Kortgeleden klaagden we in Nederland massaal over de natste lente in zeker 25 jaar. Nu is het inmiddels weer kurkdroog en dreigen watertekorten. De droogte, waarmee ons land kampt, is niet alleen een gevolg van veranderend weer. Volgens Daan Bleichrodt van IVN Natuureducatie is het vooral droog omdat hiervoor wordt gekozen
Grondwaterstand bewust laag
“Een eeuw geleden was droogte nog onvoorstelbaar in ons druilerige kikkerland”, zegt Bleichrodt. “Het water werd gewoon door de grond opgenomen. Fijn voor de natuur. Nu voeren we al het regenwater zo snel mogelijk via de rivieren af naar zee.
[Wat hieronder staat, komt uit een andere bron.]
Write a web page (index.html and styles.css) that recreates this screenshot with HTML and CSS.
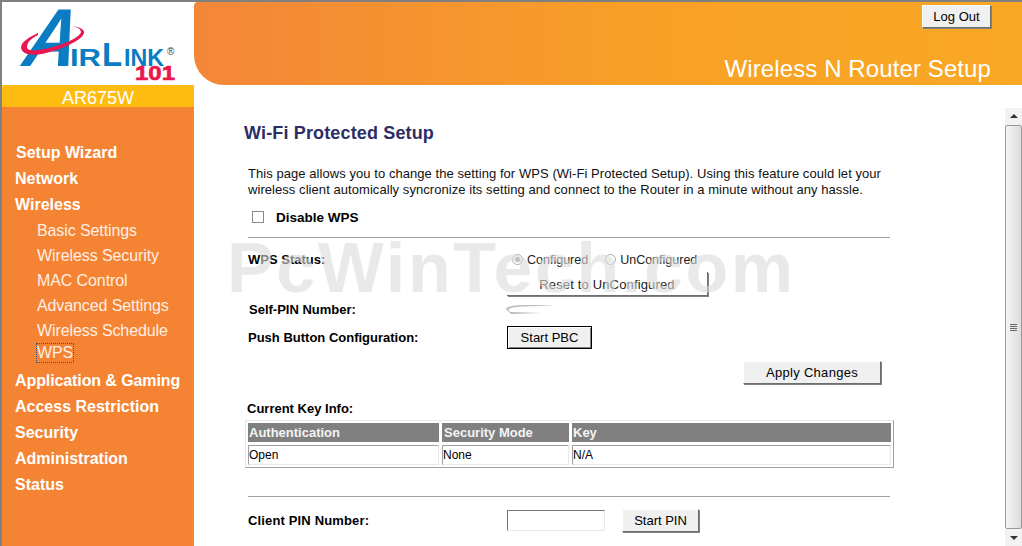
FILE: index.html
```html
<!DOCTYPE html>
<html lang="en">
<head>
<meta charset="utf-8">
<title>Wireless N Router Setup</title>
<link rel="stylesheet" href="styles.css">
</head>
<body>
<div class="app">
  <aside class="side">
    <div class="logo">
      <svg width="192" height="83" viewBox="2 2 192 83">
        <text class="lg-a" transform="translate(18,66) skewX(-20) scale(.88,1)">A</text>
        <text class="lg-small" x="70" y="66" textLength="31" lengthAdjust="spacingAndGlyphs">IR</text>
        <text class="lg-big" x="102" y="66">L</text>
        <text class="lg-small" x="124" y="66" textLength="40" lengthAdjust="spacingAndGlyphs">INK</text>
        <path class="lg-swoosh" d="M21 47 C22 41 30 37 38 33 L38 35 C32 38 27 42 27 47 C27 51 34 51 44 49 C60 46 80 38 81 32 C81 29 77 27 72 26 C80 27 85 30 84 33 C82 41 60 50 42 54 C30 56 21 54 21 47 Z"/>
        <text class="lg-reg" x="167" y="55">®</text>
        <text class="lg-101" x="135" y="80" textLength="40" lengthAdjust="spacingAndGlyphs">101</text>
      </svg>
    </div>
    <div class="model">AR675W</div>
    <nav class="nav">
      <a class="top first">Setup Wizard</a>
      <a class="top">Network</a>
      <a class="top">Wireless</a>
      <a class="sub">Basic Settings</a>
      <a class="sub">Wireless Security</a>
      <a class="sub">MAC Control</a>
      <a class="sub">Advanced Settings</a>
      <a class="sub">Wireless Schedule</a>
      <a class="sub current"><span class="focus-ring">WPS</span></a>
      <a class="top after">Application &amp; Gaming</a>
      <a class="top">Access Restriction</a>
      <a class="top">Security</a>
      <a class="top">Administration</a>
      <a class="top">Status</a>
    </nav>
  </aside>
  <div class="main">
    <header class="banner">
      <button class="btn logout" type="button">Log Out</button>
      <div class="banner-title">Wireless N Router Setup</div>
    </header>
    <div class="body">
      <div class="content">
        <h1 class="title">Wi-Fi Protected Setup</h1>
        <p class="intro">This page allows you to change the setting for WPS (Wi-Fi Protected Setup). Using this feature could let your wireless client automically syncronize its setting and connect to the Router in a minute without any hassle.</p>
        <label class="disable"><span class="check"></span><b>Disable WPS</b></label>
        <hr class="rule">
        <div class="row status">
          <b class="label">WPS Status:</b>
          <div class="radios">
            <span class="radio on"></span><span class="radio-text">Configured</span>
            <span class="radio"></span><span>UnConfigured</span>
          </div>
        </div>
        <div class="row reset-row"><span class="label"></span><button class="btn reset" type="button">Reset to UnConfigured</button></div>
        <div class="row pin">
          <b class="label self">Self-PIN Number:</b>
          <svg class="smudge" width="60" height="16" viewBox="0 0 60 16"><path d="M1 8 C2 4 20 3 50 5 C30 5 8 5 4 8 C3 10 5 11 6 11 L36 12 L6 13 Z"/></svg>
        </div>
        <div class="row pbc">
          <b class="label">Push Button Configuration:</b>
          <button class="btn focus" type="button">Start PBC</button>
        </div>
        <div class="apply-row"><button class="btn apply" type="button">Apply Changes</button></div>
        <b class="key-head">Current Key Info:</b>
        <div class="key-table">
          <div class="cell th">Authentication</div>
          <div class="cell th">Security Mode</div>
          <div class="cell th">Key</div>
          <div class="cell td">Open</div>
          <div class="cell td">None</div>
          <div class="cell td">N/A</div>
        </div>
        <hr class="rule second">
        <div class="row client">
          <b class="label">Client PIN Number:</b>
          <span class="input"></span>
          <button class="btn start-pin" type="button">Start PIN</button>
        </div>
      </div>
      <div class="scrollbar">
        <span class="arrow up"></span>
        <div class="thumb"><span class="grip"></span></div>
        <span class="arrow down"></span>
      </div>
    </div>
  </div>
  <div class="watermark">PcWinTech.com</div>
</div>
</body>
</html>
```
FILE: styles.css
```css
* { box-sizing: border-box; }
html, body { margin: 0; height: 100%; overflow: hidden; background: #fff; }
body { font-family: "Liberation Sans", Arial, sans-serif; font-size: 12px; color: #000; }
.app { position: relative; display: flex; width: 1022px; height: 546px; overflow: hidden; border-top: 2px solid #808080; border-left: 2px solid #808080; }

.side { width: 192px; flex: none; display: flex; flex-direction: column; background: #f48433; }
.logo { height: 83px; background: #fff; }
.logo svg { display: block; }
.logo text { font-family: "Liberation Sans", Arial, sans-serif; font-weight: 700; fill: #0a7cc1; }
.logo .lg-a { font-size: 82px; }
.logo .lg-small { font-size: 23px; }
.logo .lg-big { font-size: 33px; }
.logo .lg-reg { font-size: 10px; fill: #444; font-weight: 400; }
.logo .lg-101 { font-size: 20px; fill: #e8174f; stroke: #e8174f; stroke-width: .6px; }
.lg-swoosh { fill: #e8174f; }
.model { height: 22px; line-height: 27px; background: #ffbc10; color: #fff; font-size: 18px; text-align: center; }
.nav { display: flex; flex-direction: column; padding-top: 33px; }
.nav a { display: block; color: #fff; font-size: 16px; white-space: nowrap; }
.nav .top { height: 26px; line-height: 26px; padding-left: 13px; font-weight: 700; }
.nav .first { padding-left: 14px; }
.nav .sub { height: 25px; line-height: 25px; padding-left: 35px; letter-spacing: -.1px; color: #ffeee4; }
.nav .current { height: 19px; line-height: 19px; }
.focus-ring { display: inline-block; height: 18px; line-height: 18px; outline: 1px dotted #2a5a9a; }
.nav .after { margin-top: 6px; letter-spacing: -.1px; }

.main { flex: 1; min-width: 0; display: flex; flex-direction: column; }
.banner { height: 83px; flex: none; padding: 3px 31px 0 0; display: flex; flex-direction: column; align-items: flex-end; background: linear-gradient(90deg, #f48639 0%, #f8a026 55%, #f9a825 100%); border-radius: 4px 0 0 30px; }
.logout { width: 69px; height: 23px; }
.banner-title { margin-top: 27px; font-size: 24px; line-height: 28px; letter-spacing: .1px; color: #fff; }

.btn { padding: 0; font-family: inherit; font-size: 13px; color: #000; background: #f0f0f0; border: 1px solid; border-color: #fff #6e6e6e #6e6e6e #fff; box-shadow: 1px 1px 0 #808080; }
.body { flex: 1; min-height: 0; display: flex; }
.content { flex: 1; min-width: 0; padding: 0 0 0 50px; }
.title { margin: 38px 0 0; font-size: 18px; line-height: 21px; letter-spacing: .15px; font-weight: 700; color: #2d2d66; }
.intro { margin: 22px 0 0 4px; width: 640px; font-size: 13px; line-height: 16px; letter-spacing: .06px; color: #111; }
.disable { display: flex; align-items: center; margin: 10px 0 0 8px; height: 18px; font-size: 13.5px; }
.check { width: 12px; height: 12px; margin-right: 12px; border: 1px solid #888; background: #fff; }
.rule { margin: 11px 0 0 4px; width: 642px; height: 1px; border: 0; background: #a0a0a0; }
.row { display: flex; align-items: center; margin-left: 4px; }
.label { width: 259px; flex: none; font-size: 13px; }
.self { padding-left: 1px; }
.status { height: 18px; margin-top: 12px; }
.radios { display: flex; align-items: center; padding-top: 2px; font-size: 12.5px; color: #222; }
.radio { width: 11px; height: 11px; margin: -2px 4px 0 5px; border-radius: 50%; border: 1px solid #aaa; background: #fff; }
.radio.on { background: radial-gradient(circle, #999 0 2px, #fff 3px); }
.radio-text { margin-right: 12px; }
.reset-row { height: 24px; margin-top: 4px; }
.reset { width: 201px; height: 24px; padding-top: 2px; background: transparent; border-top: 0; border-left: 0; letter-spacing: .15px; color: #222; }
.pin { height: 20px; margin-top: 3px; }
.smudge { fill: #bbb; margin-left: -2px; }
.pbc { height: 24px; margin-top: 6px; }
.focus { width: 85px; height: 23px; border: 1px solid #000; box-shadow: inset 1px 1px 0 #fff, inset -1px -1px 0 #808080; }
.apply-row { display: flex; justify-content: flex-end; width: 637px; margin-top: 12px; }
.apply { width: 138px; height: 23px; letter-spacing: .3px; }
.key-head { display: block; margin: 17px 0 0 3px; font-size: 13px; line-height: 16px; }
.key-table { display: grid; grid-template-columns: 191px 127px 1fr; grid-template-rows: 19px 20px; gap: 3px; margin: 3px 0 0 1px; width: 649px; padding: 2px 2px 2px 2px; border: 1px solid; border-color: #e8e8e8 #a0a0a0 #a0a0a0 #e8e8e8; }
.cell { padding-left: 2px; font-size: 12px; }
.cell.th { line-height: 20px; font-size: 13px; font-weight: 700; color: #f4f4f4; background: #808080; }
.cell.th:nth-child(odd) { padding-left: 1px; }
.cell.td { border: 1px solid; border-color: #a0a0a0 #e8e8e8 #e8e8e8 #a0a0a0; line-height: 18px; padding-left: 0; }
.rule.second { margin-top: 28px; margin-left: 4px; }
.client { height: 24px; margin-top: 11px; }
.client .label { letter-spacing: .15px; }
.input { width: 98px; height: 21px; flex: none; border: 1px solid; border-color: #777 #e8e8e8 #e8e8e8 #777; background: #fff; }
.start-pin { width: 77px; height: 23px; margin-left: 17px; }

.scrollbar { width: 17px; flex: none; margin-top: 23px; display: flex; flex-direction: column; background: #f2f2f2; }
.arrow { height: 17px; flex: none; position: relative; }
.arrow::after { content: ""; position: absolute; left: 5px; border-left: 4px solid transparent; border-right: 4px solid transparent; }
.arrow.up::after { top: 6px; border-bottom: 4px solid #333; }
.arrow.down::after { top: 7px; border-top: 4px solid #333; }
.thumb { flex: 1; display: flex; align-items: center; justify-content: center; border: 1px solid #9a9a9a; border-radius: 2px; background: linear-gradient(90deg, #f4f4f4, #dcdcdc); }
.grip { width: 7px; height: 7px; background: repeating-linear-gradient(180deg, #666 0 1px, transparent 1px 2px); }

.watermark { position: absolute; left: 225px; top: 230px; font-size: 70px; line-height: 72px; font-weight: 700; letter-spacing: 2.6px; color: #dcdcdc; opacity: .6; white-space: nowrap; pointer-events: none; }
```
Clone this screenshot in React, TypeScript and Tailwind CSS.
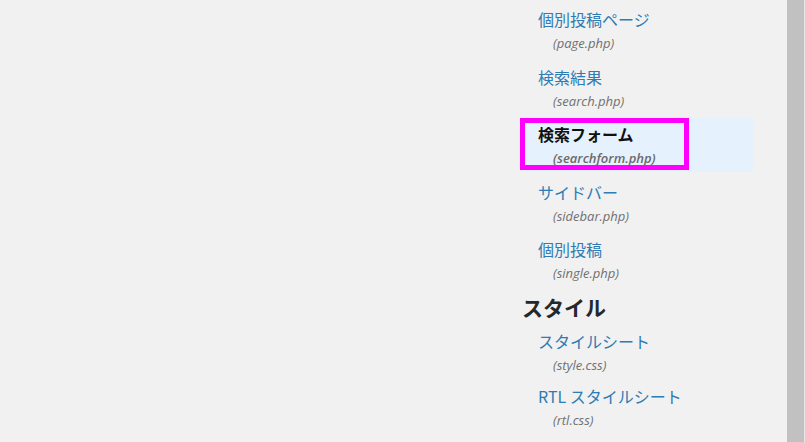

Daarnaast wordt op het platteland de grondwaterstand kunstmatig laag gehouden omdat de koeienrassen die we voor de melkveehouderij gebruiken nu eenmaal niet tegen natte voeten kunnen en het land ook makkelijker met een tractor te bewerken is als het grondwaterpeil net wat lager is.”
Versteende steden
Daarnaast zijn de steden de afgelopen decennia vakkundig dicht getegeld. De regen die valt, wordt veelal via putjes in de straten afgevoerd en bij heftige buien overstromen de riolen. Op warme zomerse dagen zuchten de steden door het gebrek aan groen en water onder de hitte.
Genoeg zoet water
“Het is hoog tijd dat hier verandering in komt” aldus Bleichrodt. “De droogte is namelijk een keuze. We hebben in Nederland meer dan genoeg aanvoer van zoet water. Het regent nog altijd veel, alleen wat minder vaak. De regen die valt komt in piekbuien, dus veel neerslag in korte tijd. Daarnaast stroomt er via de Rijn, Maas, Waal en andere rivieren meer dan genoeg water het land binnen.”
Water vasthouden
Bleichrodt: “De grote uitdaging is hoe we dit water vasthouden en zorgen dat de bodem van de stad, landbouw- en natuurgebieden weer een spons wordt. Dit kan door afscheid te nemen van ons melkvee, de grondwaterstand te verhogen (gewoon een keuze) en door het vergroenen van steden.
Door het laten meanderen van rivieren door het landschap en het creĆ«ren van meer natte natuurgebieden slaan we niet alleen mee water op, maar zorgen we ook voor meer biodiversiteit, meer natuur en meer welzijn. Ook kunnen we potentieel nog eens heel veel CO2 in onze bodems opslaan. Kortom: een win-winsituatie.”